Fuller v. Sockwell

The bill is filed to have a sale for division of certain land in which it is alleged that complainant owns a three-sixteenths interest and the three respondents the remaining interest. The land in question was the homestead of one Tom Fuller, upon whose death in 1905 it was vested in fee simple in his widow and seven minor children, under the homestead exemption statutes then in force. In 1917 and 1918, the widow, Mrs. C. A. Fuller, executed several mortgages on the place to complainant, who foreclosed the last one and himself purchased at the foreclosure sale. The interest of Mrs. Fuller thus acquired is the interest here asserted by complainant.

Respondents deny that complainant acquired any interest under and by virtue of said mortgage, because, as they claim, their *Page 526 mother sold and transferred her interest to her children by a parol agreement made with them immediately after their father's death, in consideration of their paying off a balance of the purchase price still due on the place. Conceding, without deciding, that the evidence shows a parol sale by Mrs. Fuller to her children which was sufficiently executed to pass to them an equitable title under the statute of frauds, yet that transaction cannot affect the complainant, who was a purchaser for value under his mortgage.

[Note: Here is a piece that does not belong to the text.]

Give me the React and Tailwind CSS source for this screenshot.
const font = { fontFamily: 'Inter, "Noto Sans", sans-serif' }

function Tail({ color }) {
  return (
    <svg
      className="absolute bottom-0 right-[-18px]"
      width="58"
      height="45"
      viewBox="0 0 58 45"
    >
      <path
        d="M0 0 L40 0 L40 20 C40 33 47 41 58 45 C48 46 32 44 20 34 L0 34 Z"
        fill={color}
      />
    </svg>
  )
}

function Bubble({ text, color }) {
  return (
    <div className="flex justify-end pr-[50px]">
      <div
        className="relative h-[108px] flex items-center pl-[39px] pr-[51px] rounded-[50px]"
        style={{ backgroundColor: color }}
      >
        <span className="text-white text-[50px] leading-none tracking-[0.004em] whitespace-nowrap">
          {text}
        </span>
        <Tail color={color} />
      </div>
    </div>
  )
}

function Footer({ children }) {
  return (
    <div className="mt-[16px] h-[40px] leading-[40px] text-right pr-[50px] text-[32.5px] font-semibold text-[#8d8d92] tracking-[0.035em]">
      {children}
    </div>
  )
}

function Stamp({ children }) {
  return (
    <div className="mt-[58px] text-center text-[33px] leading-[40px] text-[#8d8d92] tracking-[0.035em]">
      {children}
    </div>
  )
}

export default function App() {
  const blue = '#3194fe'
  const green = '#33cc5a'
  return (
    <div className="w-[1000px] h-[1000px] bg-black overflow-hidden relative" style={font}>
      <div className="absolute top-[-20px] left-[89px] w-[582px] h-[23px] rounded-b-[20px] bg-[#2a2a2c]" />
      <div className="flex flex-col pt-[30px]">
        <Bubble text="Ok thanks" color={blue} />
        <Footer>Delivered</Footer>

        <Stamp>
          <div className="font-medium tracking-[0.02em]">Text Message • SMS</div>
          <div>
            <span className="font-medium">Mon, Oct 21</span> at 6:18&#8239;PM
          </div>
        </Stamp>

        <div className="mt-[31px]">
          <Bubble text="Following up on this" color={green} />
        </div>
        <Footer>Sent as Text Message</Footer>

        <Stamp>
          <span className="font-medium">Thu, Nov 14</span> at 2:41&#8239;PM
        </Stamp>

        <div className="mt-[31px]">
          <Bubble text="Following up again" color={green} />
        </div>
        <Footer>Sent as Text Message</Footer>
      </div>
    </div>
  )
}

It is true that actual possession by a purchaser of land is ordinarily sufficient notice to all the world of his claim of title. Griffin v. Hall, 111 Ala. 601, 20 So. 485. But this rule cannot be applied to a parol or unrecorded sale by a tenant in common to his cotenant, since each tenant is entitled to possession, and possession by one or more of the tenants gives no warning that other cotenants have been ousted or divested of their interest.

Moreover, the evidence shows without dispute that Mrs. Fuller continued in possession after her alleged sale just as she had done before, and that as late as 1917-18 she was leasing the place and controlling the rents exactly as if she were the owner. The fact that she had a private understanding with her children, that her possession was permissive and under their authority, cannot affect complainant unless he had notice of it; and there is not the slightest evidence that he had any such notice.

Under the evidence the trial court could not do other than grant the relief prayed for, and the decree will be affirmed.

Affirmed.

ANDERSON, C. J., and McCLELLAN and THOMAS, JJ., concur.